UK state pension

13 Feb 2018

UK state pension worst in the developed world

According to Data from the Organisation for Economic Co-operation and Development, the UK state pension is the worst in the developed world.

The UK government pays out 29 per cent of average earnings, putting it at the bottom of the table for best state pensions, which is led by the Netherlands which pays 100.6 per cent, Portugal, which offers 94 per cent and Italy, which pays 93.2 per cent.

At the bottom of the table, the UK is joined by Japan, Poland and Mexico. However, the report showed that these countries still pay better state pensions than the UK.

Mexico’s is the closest, representing 29.6 per cent of average earnings. However, the next country in the ranking, Poland, pays 38.6 per cent while Japan pays 40 per cent.

The average across the OECD report is 62.9 per cent of average earnings.

A former pensions minister, Baroness Ros Altmann, said the figures in the report showed the UK’s state pension was not sustainable.

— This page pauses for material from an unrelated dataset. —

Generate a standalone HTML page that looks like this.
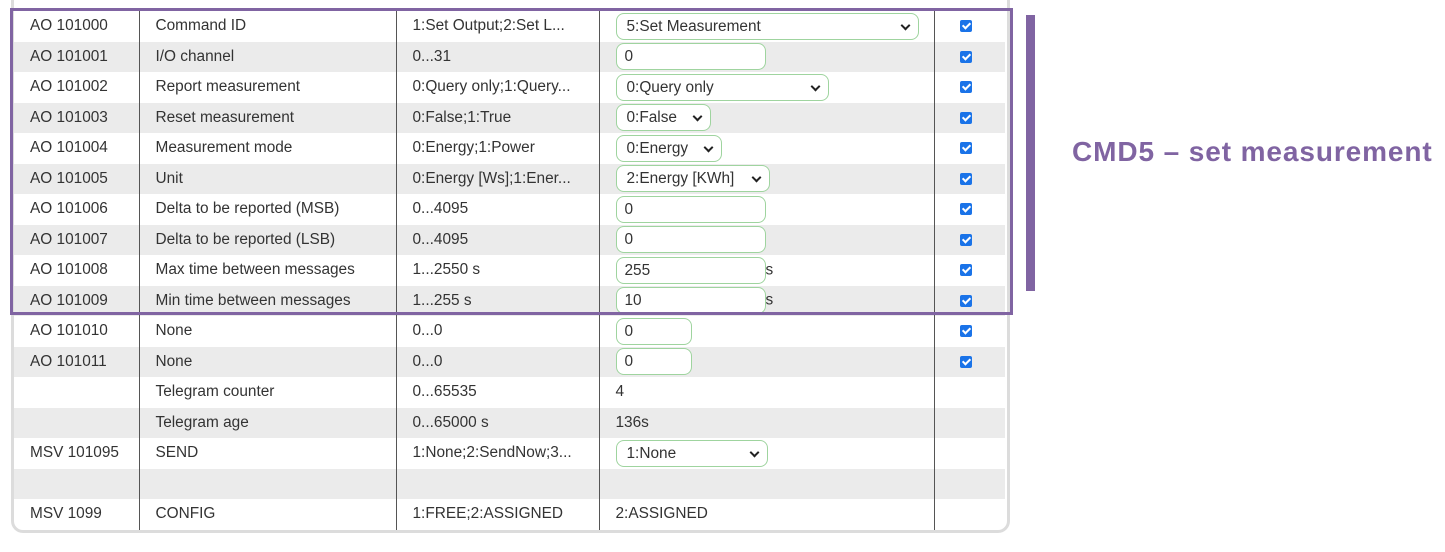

She said: “With our aging population, and a decline in traditional final salary-type pension schemes, the UK faces rising risks of old-age poverty.

“To avoid burdening younger generations with significant tax rises, it is vital that more is done to boost private pension saving.

“Auto-enrolment is a good start but the pensions industry needs to attract more customers to pay more into their pensions.”

In April 2016 the government changed state pension rules so eligibility became based on National Insurance contributions. Therefore, in order to receive the full £155.65 a week, people would need to have paid National Insurance for at least 35 years.

Baroness Altmann said that despite these changes, that were implemented to make the system more affordable, further cuts might be needed.

She said: “Beyond the 2030s, the new state pension will be lower than the old system for most people and the lowest paid, predominantly women, will generally lose significantly from the new system.

“Despite this, the government has been advised, by its own actuaries, that the costs of paying state pensions will soar so much over the next 20 years and beyond, that further cuts could be required.”